Even though I’ve been able to stick to some sort of training and exercise regimen, for the past few weeks I’ve been doing this more as a force of habit rather than something I consciously am looking forward to and enjoy. So I started thinking about this lack of motivation and how I’ve been able to power through despite it.
A wise man once told me and a few hundred other members of MX Endurance, “Motivation never lasts. We need accountability and community to keep us riding the up and down waves of committing to a consistent program. Accountability trumps motivation every day.”
I posed the question, “How do you motivate yourself?” to my social media followers and got a wide range of responses. I picked my favorite ones and tried to include as many as I could in this week’s vlog. But really, my topic was, “How do you deal with a lack of motivation?”
Watch below or scroll down for a quick summary of the vlog.
Motivation, Accountability, Community
What many don’t realise is that motivation is short-term. It’s largely based on emotion, which is why we watch movies like “Champions of Fire” when we want to hype ourselves up for running a marathon, or the Ironman World Championship specials for triathlon, or even compilation reels from our favorite athletes. Motivation sparks a fire.
But much like a fire, a spark can’t keep it burning. You need fuel and oxygen. That’s where accountability and community come in.
When you’re accountable to a coach, a training program, or even a promise to a friend, you can battle through having no motivation and still accomplish what you need to do to get to your goal. Accountability breeds discipline and habit, and if there’s anything I learned from being an endurance athlete this past decade, it’s habit and discipline that keeps you going.

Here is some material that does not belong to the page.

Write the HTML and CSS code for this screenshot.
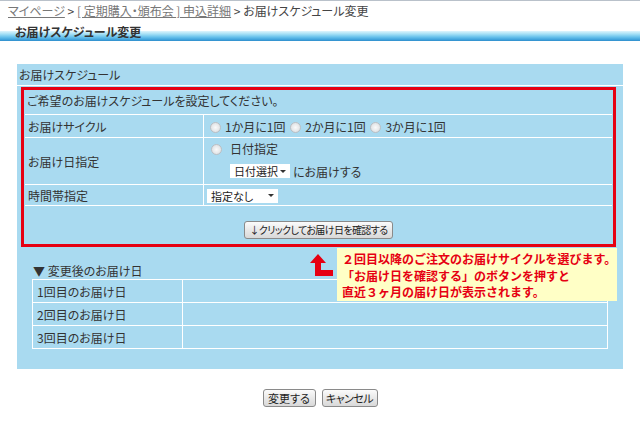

I tell the story of wanting to give up on the marathon leg of Challenge Roth, but because I’d trained my body to keep on going, I just kept on going out of habit until I found my second wind and was able to run the rest of the way to the finish line. That is your fuel — not motivation.
Finally, community has an amplifier effect (the “oxygen” in our metaphor). When you get support and encouragement from like-minded individuals, you become more confident and secure in what you’re doing and are able to get even more out of yourself.
The flame burns bright and long, and inspires and illuminates. And if you keep fueling it and fanning its flames, it will burn for a very long time.